Tali smottamenti possono spiegare come possono emergere rapidamente ampi cambiamenti radicali, in apparenza non provocati da niente. Gli esempi comprendono le rivoluzioni che dilagarono in Europa nel 1848, l’improvviso collasso del comunismo nel 1989 e la Primavera araba nel 2011.
Ora, niente ci garantisce che tali smottamenti siano positivi sia nelle loro motivazioni che nei loro risultati. Il periodo 2016-2017 chiaramente rappresentò una sorta di ‘primavera’ delle nuove destre – una primavera dei fascisti? – nella quale i suprematisti bianchi e gli anti semiti furono incoraggiati non solo dalla elezione di Donald Trump ma anche dai segnali che c’era un numero maggiore di persone che la pensavano nello stesso modo, in Europa come negli Stati Uniti, di quanto non si fosse compreso. Di contro, gli storici hanno descritto il 1848 come un punto di svolta nel quale la storia in qualche modo non seppe cambiare direzione: alla fine dei conti i vecchi, corrotti regimi tornarono al loro posto.
Nondimeno, trovo questo montare dell’indignazione che oggi si diffonde in America profondamente incoraggiante. E in effetti penso che sia nel suo complesso una unica sollevazione. Il movimento #Anch’io, il rifiuto di scrollarsi di dosso il massacro di Parkland, il nuovo attivismo politico di cittadini scandalizzati (molti di loro donne), tutto discende da una percezione comune: precisamente che non si tratti soltanto di ideologie, ma che un esagerato potere eccessivo resti nelle mani di individui che sono semplicemente cattive persone.
E la prova numero 1 di questo concetto è, ovviamente, il ‘twittatore in capo’ medesimo.
Nello stesso tempo, quello che mi colpisce della reazione a questo crescente contraccolpo non è solo la sua abiezione, ma la sua inadeguatezza. La risposta di Trump a Parkland – consentiamo agli insegnanti di usare le armi! – non è solo stupida, è anche vile, un tentativo di scansare il problema, e penso che molte persone l’abbiano compreso. Oppure si consideri come il Partito Repubblicano del Missouri abbia risposto al rinvio a giudizio del Governatore Eric Greitens, accusato per aver cercato di ricattare la sua amante con fotografie di nudi: dando la colpa a … George Soros. Non me lo sto inventando [1].

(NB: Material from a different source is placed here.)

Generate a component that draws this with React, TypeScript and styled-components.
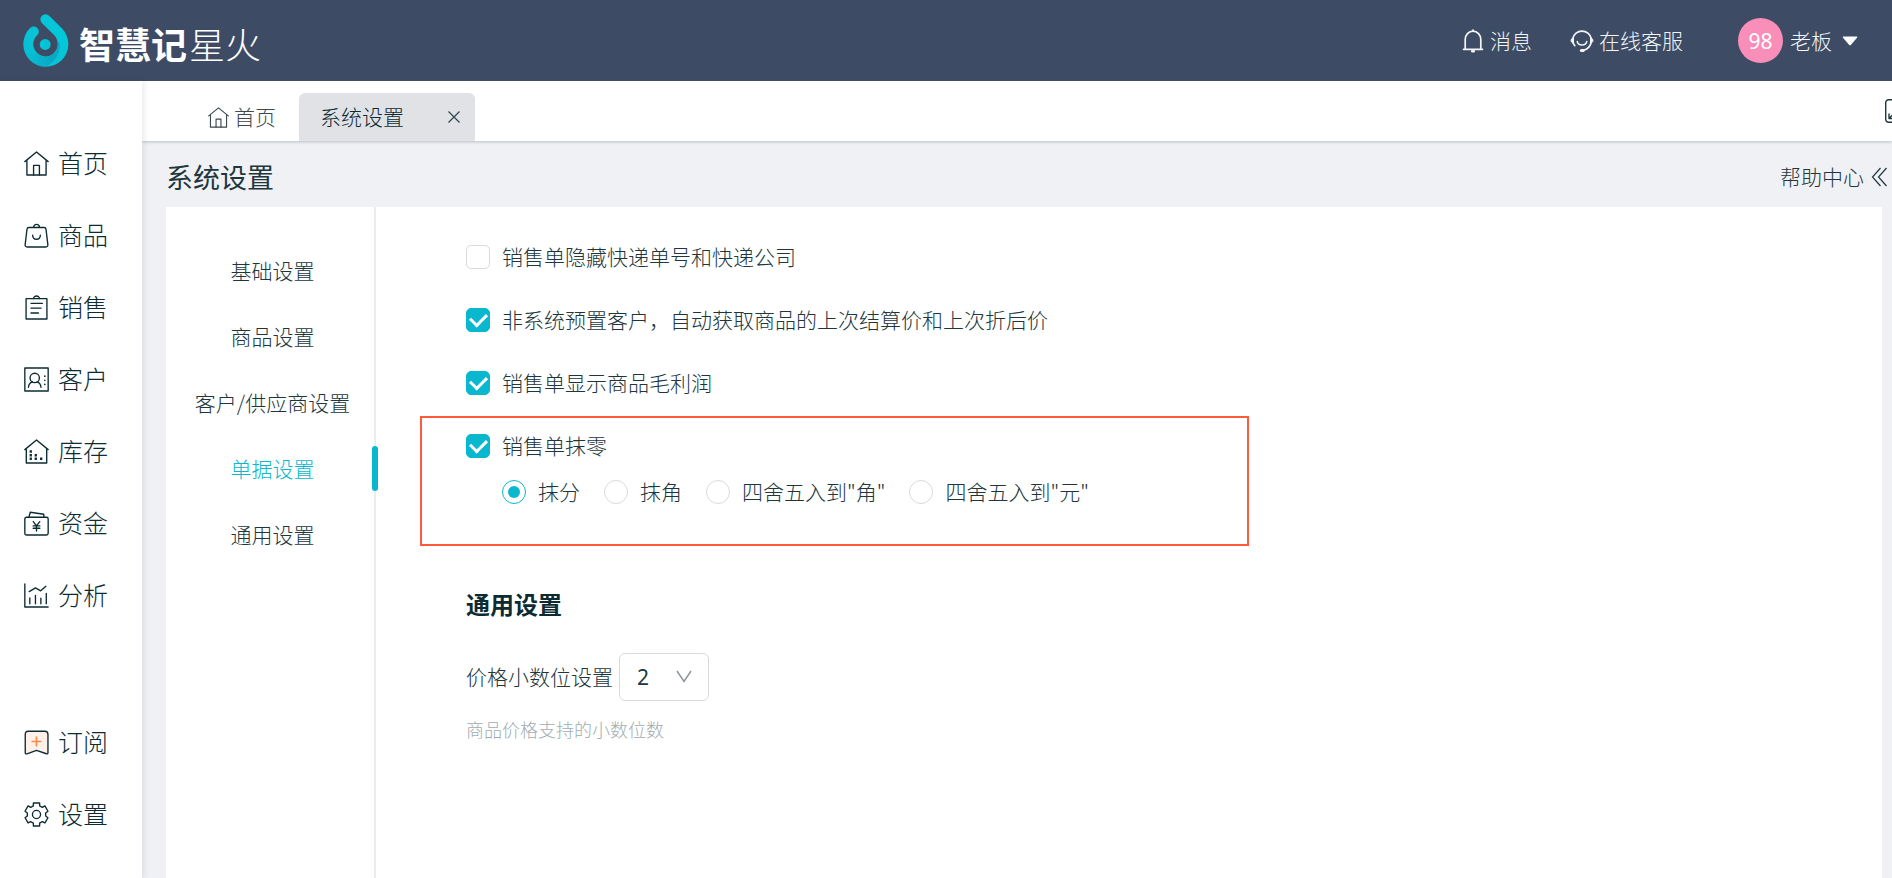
import React, { useState } from "react";
import styled, { createGlobalStyle } from "styled-components";

const ink = "#0c2b33";
const body = "#20363d";
const teal = "#09b8cf";

const GlobalStyle = createGlobalStyle`
  * { box-sizing: border-box; }
  body {
    margin: 0;
    background: #f0f1f5;
    color: ${body};
    font-family: "Noto Sans CJK SC", "Noto Sans", sans-serif;
    font-size: 21px;
    font-weight: 300;
    line-height: 32px;
  }
  button, select, input { font: inherit; color: inherit; margin: 0; }
  a { color: inherit; text-decoration: none; }
  h1, h2, p { margin: 0; }
`;

const Shell = styled.div`
  display: flex;
  flex-direction: column;
  min-height: 100vh;
`;

const Header = styled.header`
  display: flex;
  align-items: center;
  justify-content: space-between;
  height: 81px;
  padding: 0 31px 0 22px;
  background: #3d4c64;
  color: #f3f5f8;
`;

const Brand = styled.a`
  display: flex;
  align-items: center;
  gap: 10px;
  color: #fff;
  font-size: 36px;
  line-height: 48px;
`;

const BrandName = styled.span`
  font-weight: 300;
  padding-top: 4px;
  b { font-weight: 700; margin-right: 2px; }
`;

const HeaderTools = styled.div`
  display: flex;
  align-items: center;
`;

const ToolButton = styled.button<{ $space: number; $gap: number }>`
  display: flex;
  align-items: center;
  gap: ${(p) => p.$gap}px;
  margin-right: ${(p) => p.$space}px;
  padding: 0;
  border: 0;
  background: none;
`;

const Text = styled.span`
  padding-bottom: 2px;
`;

const Avatar = styled.span`
  display: grid;
  place-items: center;
  width: 45px;
  height: 45px;
  border-radius: 50%;
  background: #f98eb9;
  color: #fff;
  font-family: "Noto Sans", sans-serif;
  font-weight: 400;
`;

const Columns = styled.div`
  display: flex;
  flex: 1;
`;

const Sidebar = styled.nav`
  display: flex;
  flex-direction: column;
  flex: none;
  gap: 75px;
  width: 142px;
  padding-top: 46px;
  background: #fff;
  box-shadow: 2px 0 6px rgba(30, 50, 80, 0.1);
  z-index: 1;
`;

const NavGroup = styled.div`
  display: flex;
  flex-direction: column;
`;

const NavLink = styled.a`
  display: flex;
  align-items: center;
  gap: 9px;
  height: 72px;
  padding-left: 24px;
  color: ${ink};
  font-size: 25px;
`;

const Main = styled.main`
  display: flex;
  flex-direction: column;
  flex: 1;
  min-width: 0;
`;

const TabBar = styled.div`
  display: flex;
  align-items: flex-end;
  height: 60px;
  padding-left: 47px;
  background: #fff;
  box-shadow: 0 1px 3px rgba(60, 80, 90, 0.3);
  clip-path: inset(0 0 -6px 0);
  overflow: hidden;
`;

const Tab = styled.div<{ $active?: boolean }>`
  display: flex;
  align-items: center;
  justify-content: space-between;
  gap: 5px;
  height: 48px;
  width: ${(p) => (p.$active ? "176px" : "110px")};
  padding: ${(p) => (p.$active ? "0 14px 0 21px" : "0 23px 0 19px")};
  border-radius: 6px 6px 0 0;
  background: ${(p) => (p.$active ? "#e1e2e6" : "transparent")};
  color: ${(p) => (p.$active ? ink : "#3c494d")};
  white-space: nowrap;
`;

const IconButton = styled.button`
  display: flex;
  padding: 0;
  border: 0;
  background: none;
`;

const ExpandButton = styled(IconButton)`
  flex: none;
  align-self: center;
  margin-left: auto;
  margin-right: -17px;
`;

const PageHead = styled.div`
  display: flex;
  align-items: center;
  justify-content: space-between;
  height: 66px;
  padding: 6px 4px 0 24px;
`;

const PageTitle = styled.h1`
  font-size: 27px;
  font-weight: 400;
  line-height: 40px;
`;

const HelpLink = styled.a`
  display: flex;
  align-items: center;
  gap: 7px;
`;

const Panel = styled.section`
  display: flex;
  flex: 1;
  margin: 0 10px 0 24px;
  background: #fff;
`;

const SubMenu = styled.nav`
  display: flex;
  flex-direction: column;
  flex: none;
  width: 210px;
  padding-top: 31px;
  border-right: 2px solid #ebecef;
`;

const SubLink = styled.a<{ $active?: boolean }>`
  position: relative;
  display: flex;
  align-items: center;
  justify-content: center;
  height: 66px;
  padding-left: 5px;
  color: ${(p) => (p.$active ? teal : body)};
  &::after {
    content: "";
    display: ${(p) => (p.$active ? "block" : "none")};
    position: absolute;
    right: -4px;
    top: 10px;
    width: 6px;
    height: 45px;
    border-radius: 3px;
    background: ${teal};
  }
`;

const Content = styled.div`
  flex: 1;
  min-width: 0;
  padding: 18px 44px;
`;

const OptionRow = styled.div`
  display: flex;
  align-items: center;
  height: 63px;
  padding-left: 46px;
`;

const Choice = styled.label`
  display: flex;
  align-items: center;
  gap: 12px;
`;

const CheckInput = styled.input`
  appearance: none;
  display: grid;
  place-items: center;
  width: 24px;
  height: 24px;
  border: 1px solid #d9dade;
  border-radius: 5px;
  background: #fff;
  &:checked { background: ${teal}; border-color: ${teal}; }
  &:checked::after {
    content: "";
    width: 8px;
    height: 13px;
    margin-bottom: 3px;
    border: solid #fff;
    border-width: 0 3px 3px 0;
    transform: rotate(45deg);
  }
`;

const RadioInput = styled.input`
  appearance: none;
  display: grid;
  place-items: center;
  width: 24px;
  height: 24px;
  border: 1px solid #d9dade;
  border-radius: 50%;
  background: #fff;
  &:checked { border-color: ${teal}; }
  &:checked::after {
    content: "";
    width: 12px;
    height: 12px;
    border-radius: 50%;
    background: ${teal};
  }
`;

const Highlight = styled.div`
  max-width: 829px;
  height: 130px;
  margin-top: 2px;
  border: 2px solid #ff5a3c;
`;

const HighlightHead = styled(OptionRow)`
  height: 55px;
  padding-left: 44px;
`;

const RadioRow = styled.div`
  display: flex;
  gap: 24px;
  align-items: center;
  height: 38px;
  padding-left: 80px;
`;

const Section = styled.section`
  padding: 40px 0 0 46px;
`;

const SectionTitle = styled.h2`
  color: ${ink};
  font-size: 24px;
  font-weight: 700;
  line-height: 36px;
`;

const FieldRow = styled.div`
  display: flex;
  align-items: center;
  gap: 6px;
  margin-top: 31px;
`;

const FieldLabel = styled.label`
  padding-bottom: 2px;
`;

const SelectBox = styled.span`
  position: relative;
  display: flex;
  width: 90px;
  svg {
    position: absolute;
    right: 17px;
    top: 17px;
    pointer-events: none;
  }
`;

const Select = styled.select`
  appearance: none;
  width: 100%;
  height: 48px;
  padding: 0 17px;
  border: 1px solid #d9dade;
  border-radius: 6px;
  background: #fff;
  font-family: "Noto Sans", sans-serif;
  font-weight: 400;
`;

const Hint = styled.p`
  margin-top: 14px;
  color: #9fadb1;
  font-size: 18px;
  line-height: 28px;
`;

const Icon = ({ children, size = 25, sw = 1.3 }: { children: React.ReactNode; size?: number; sw?: number }) => (
  <svg width={size} height={size} viewBox="0 0 24 24" fill="none" stroke="currentColor" strokeWidth={sw} strokeLinecap="round" strokeLinejoin="round" aria-hidden="true">
    {children}
  </svg>
);

const home = (
  <>
    <path d="M.8 10.2 12 1l11.2 9.2M2.8 9v14h18.4V9" />
    <path d="M9.2 23v-9.2h5.6V23" />
  </>
);

const icons: Record<string, React.ReactNode> = {
  首页: home,
  商品: (
    <>
      <path d="M4.6 4.3h14.8q1.5 0 1.7 1.5l1.8 15q.2 2.2-2 2.2H3.1q-2.2 0-2-2.2l1.8-15q.2-1.5 1.7-1.5Z" />
      <path d="M9.2 4.2C9.2.4 14.8.4 14.8 4.2M8.3 11.7c.2 5.2 7.2 5.2 7.4 0" />
    </>
  ),
  销售: (
    <>
      <path d="M2 3.5h20V23H2Z" />
      <path d="M9.2 3.4c0-3.2 5.6-3.2 5.6 0M6.7 8h11M6.7 12.6h9.6M6.7 17.3h7.2" />
    </>
  ),
  客户: (
    <>
      <path d="M.8 1h22.4v22H.8Z" />
      <circle cx="10.3" cy="10.5" r="4.5" />
      <path d="M4.3 19.4c.2-2.5 1.6-4.5 3.7-5.2M16.3 19.4c-.2-2.5-1.6-4.5-3.7-5.2" />
      <path strokeWidth="1.6" d="M20 8.7v.1M20 12.7v.1M20 16.7v.1" />
    </>
  ),
  库存: (
    <>
      <path d="M.8 10.2 12 1l11.2 9.2M2.2 9.2V23h19.6V9.2" />
      <path strokeWidth="2.4" strokeLinecap="butt" d="M5.4 12h2.2M5.4 15.5h2.2M5.4 19h2.2M10.2 15.5h2.2M10.2 19h2.2M15.4 19h2.2" />
    </>
  ),
  资金: (
    <>
      <rect x=".8" y="6" width="22.4" height="17" rx="1.6" />
      <path d="M4.8 5.7 6 1.2l13 1.9v2.6M8.9 10.2l3.1 4 3.1-4M12 14.2v5M8.8 14.3h6.4M8.8 16.6h6.4" />
    </>
  ),
  分析: (
    <>
      <path d="M.8 1v22h22.4M5 8.2 11 4.7l5 2.8 5-4.3" />
      <path d="M5.6 20v-5.6M11 20v-8M16.2 20v-5.4M21.4 20V10" />
    </>
  ),
  订阅: (
    <>
      <path fill="#fff1e9" d="M4 1.2h16q3 0 3 3v17.6q0 1.4-1.5 1L12 19.6 2.8 22.9Q1.2 23.2 1.2 22V4.2q0-3 2.8-3Z" />
      <path stroke="#f58a4b" strokeWidth="1.6" d="M12 6.8v8.4M7.8 11h8.4" />
    </>
  ),
  设置: (
    <>
      <path d="M9 1h6v2.8l2.6 1.4 2.5-1.4 2.9 5.1-2.2 1.6v3l2.2 1.6-2.9 5-2.5-1.3-2.6 1.4V23H9v-2.8l-2.6-1.4-2.5 1.3-2.9-5 2.2-1.6v-3L1 8.9l2.9-5.1 2.5 1.4L9 3.8Z" />
      <circle cx="12" cy="12" r="3.9" />
    </>
  ),
};

const Logo = () => (
  <svg width="47" height="55" viewBox="66 40 140 166" aria-hidden="true">
    <defs>
      <linearGradient id="drop" x1="0.1" y1="0.9" x2="0.9" y2="0.3">
        <stop offset="0" stopColor="#08bfd3" />
        <stop offset="0.5" stopColor="#07c4d6" />
        <stop offset="1" stopColor="#02c8da" />
      </linearGradient>
      <linearGradient id="shade" x1="0" y1="0" x2="1" y2="0">
        <stop offset="0" stopColor="#0aa6c6" stopOpacity="0" />
        <stop offset="0.8" stopColor="#0aa6c6" />
        <stop offset="1" stopColor="#0aa6c6" />
      </linearGradient>
    </defs>
    <path fill="url(#drop)" d="M125 70A15 15 0 0 1 147 48L186 87A68 68 0 1 1 88 87A15 15 0 0 1 113 105A37 37 0 1 0 173 135Q173 118 161 106Z" />
    <path fill="url(#shade)" d="M75 163A68 68 0 0 0 132 203Q183 180 179 128L173 130A37 37 0 0 1 112 163Z" />
    <circle cx="135" cy="135" r="16.5" fill="#04c3d6" />
  </svg>
);

const navMain = ["首页", "商品", "销售", "客户", "库存", "资金", "分析"];
const navFoot = ["订阅", "设置"];
const subItems = ["基础设置", "商品设置", "客户/供应商设置", "单据设置", "通用设置"];
const options = [
  { label: "销售单隐藏快递单号和快递公司", on: false },
  { label: "非系统预置客户，自动获取商品的上次结算价和上次折后价", on: true },
  { label: "销售单显示商品毛利润", on: true },
];
const rounding = ["抹分", "抹角", '四舍五入到"角"', '四舍五入到"元"'];

const NavItem = ({ name }: { name: string }) => (
  <NavLink href="#">
    <Icon>{icons[name]}</Icon>
    <Text>{name}</Text>
  </NavLink>
);

export default function App() {
  const [mode, setMode] = useState(rounding[0]);
  return (
    <Shell>
      <GlobalStyle />
      <Header>
        <Brand href="#">
          <Logo />
          <BrandName>
            <b>智慧记</b>星火
          </BrandName>
        </Brand>
        <HeaderTools>
          <ToolButton $gap={5} $space={38}>
            <Icon size={24} sw={1.7}>
              <path d="M4.2 20V10.500a7.800 8.300 0 0 1 15.600 0V20M2.500 20.300h19M12 2.200V1" />
              <path strokeWidth="2.6" d="M11.3 22.200h1.400" />
            </Icon>
            <Text>消息</Text>
          </ToolButton>
          <ToolButton $gap={5} $space={55}>
            <Icon size={24} sw={1.7}>
              <path d="M2.8 9.500a9.400 9.400 0 0 1 18.400 0M21.200 13.500c-1 3.800-3.700 6.800-7.700 7.800" />
              <path fill="currentColor" strokeWidth="1" d="M3.500 8.800v5.400C.2 13.500.2 9.500 3.500 8.800ZM20.500 8.800v5.400c3.300-.7 3.300-4.700 0-5.400Z" />
              <path d="M3.200 14c.4 1 .9 1.900 1.600 2.700" />
              <path strokeWidth="3" d="M11.400 21.500h1.800" />
              <path strokeWidth="1.4" d="M7.200 12.500c1 4.600 8.600 4.600 9.600 0" />
            </Icon>
            <Text>在线客服</Text>
          </ToolButton>
          <ToolButton $gap={7} $space={0}>
            <Avatar>98</Avatar>
            <Text>老板</Text>
            <svg width="22" height="10" viewBox="0 0 22 10" aria-hidden="true">
              <path d="M4.500.5h13q1.500 0 .5 1.200L12 8.800q-1 1-2 0L4 1.700Q3 .5 4.500.5Z" fill="#fff" />
            </svg>
          </ToolButton>
        </HeaderTools>
      </Header>
      <Columns>
        <Sidebar>
          <NavGroup>{navMain.map((n) => <NavItem key={n} name={n} />)}</NavGroup>
          <NavGroup>{navFoot.map((n) => <NavItem key={n} name={n} />)}</NavGroup>
        </Sidebar>
        <Main>
          <TabBar>
            <Tab>
              <Icon size={21}>{home}</Icon>
              <Text as="a" href="#">首页</Text>
            </Tab>
            <Tab $active>
              <Text>系统设置</Text>
              <IconButton aria-label="关闭">
                <svg width="14" height="14" viewBox="0 0 14 14" stroke="#2f444b" strokeWidth="1.2" aria-hidden="true">
                  <path d="M1.500 1.500l11 11M12.500 1.500l-11 11" />
                </svg>
              </IconButton>
            </Tab>
            <ExpandButton aria-label="展开">
              <Icon size={24} sw={1.4}>
                <rect x=".7" y=".7" width="22.6" height="22.6" rx="3" />
                <path d="M4 15v4.500h4.500M4.500 19l5-5" />
              </Icon>
            </ExpandButton>
          </TabBar>
          <PageHead>
            <PageTitle>系统设置</PageTitle>
            <HelpLink href="#">
              <Text>帮助中心</Text>
              <svg width="17" height="20" viewBox="0 0 17 20" fill="none" stroke="currentColor" strokeWidth="1.2" aria-hidden="true">
                <path d="M9.500 1 1.500 10l8 9M15.500 1l-8 9 8 9" />
              </svg>
            </HelpLink>
          </PageHead>
          <Panel>
            <SubMenu>
              {subItems.map((s) => (
                <SubLink key={s} href="#" $active={s === "单据设置"}>
                  <Text>{s}</Text>
                </SubLink>
              ))}
            </SubMenu>
            <Content>
              {options.map((o) => (
                <OptionRow key={o.label}>
                  <Choice>
                    <CheckInput type="checkbox" defaultChecked={o.on} />
                    <Text>{o.label}</Text>
                  </Choice>
                </OptionRow>
              ))}
              <Highlight>
                <HighlightHead>
                  <Choice>
                    <CheckInput type="checkbox" defaultChecked />
                    <Text>销售单抹零</Text>
                  </Choice>
                </HighlightHead>
                <RadioRow>
                  {rounding.map((r) => (
                    <Choice key={r}>
                      <RadioInput type="radio" name="rounding" checked={mode === r} onChange={() => setMode(r)} />
                      <Text>{r}</Text>
                    </Choice>
                  ))}
                </RadioRow>
              </Highlight>
              <Section>
                <SectionTitle>通用设置</SectionTitle>
                <FieldRow>
                  <FieldLabel htmlFor="decimals">价格小数位设置</FieldLabel>
                  <SelectBox>
                    <Select id="decimals" defaultValue="2">
                      {[0, 1, 2, 3, 4].map((n) => <option key={n}>{n}</option>)}
                    </Select>
                    <svg width="16" height="13" viewBox="0 0 16 13" fill="none" stroke="#8a9699" strokeWidth="1.5" aria-hidden="true">
                      <path d="M1 1l7 10.500L15 1" />
                    </svg>
                  </SelectBox>
                </FieldRow>
                <Hint>商品价格支持的小数位数</Hint>
              </Section>
            </Content>
          </Panel>
        </Main>
      </Columns>
    </Shell>
  );
}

Oppure si consideri la crescente sfrenatezza dei discorsi di luminari dell’estrema destra come Wayne LaPierre, della Associazione dei Produttori di Armi. Costoro hanno praticamente cessato di avanzare per le loro idee argomenti di una qualche sostanza a favore di invettive sui socialisti che cercano di togliervi la vostra libertà. È roba allarmante, ma anche un po’ piagnucolosa; come quello a cui somigliano le persone quando sanno di aver perso ogni argomento.
Di nuovo, non c’è alcuna garanzia che le forze della decenza riescano a vincere. In particolare, il sistema elettorale degli Stati Uniti è nella sostanza truccato a favore dei repubblicani, cosicché i democratici avranno bisogno di aggiudicarsi il voto popolare di qualcosa vicino a sette punti percentuali per conquistare la Camera dei Rappresentanti. Ma in questo caso stiamo assistendo a una vera rivolta, e ci sono tutte le ragioni per sperare che il cambiamento stia arrivando.
[1] La storia, riportata dal Washington Post, è in sintesi la seguente: il Governatore del Missouri, una stella nascente del Partito Repubblicano, è stato accusato del reato di aver minacciato di pubblicare foto della sua ex amante nuda. L’accusa, confermata da un ‘gran giurì’, era partita da una inchiesta del procuratore del Tribunale circondariale Kim Gardner. Pare che Gardner abbia ricevuto finanziamenti da alcuni gruppi locali, verosimilmente in rapporto alla attività generale del suo ufficio. A loro volta, questi gruppi avevano ricevuto in passato finanziamenti da George Soros, che si è ritrovato con l’accusa repubblicana di sostenere ex-ante il procuratore nello scandalo sessuale del Governatore.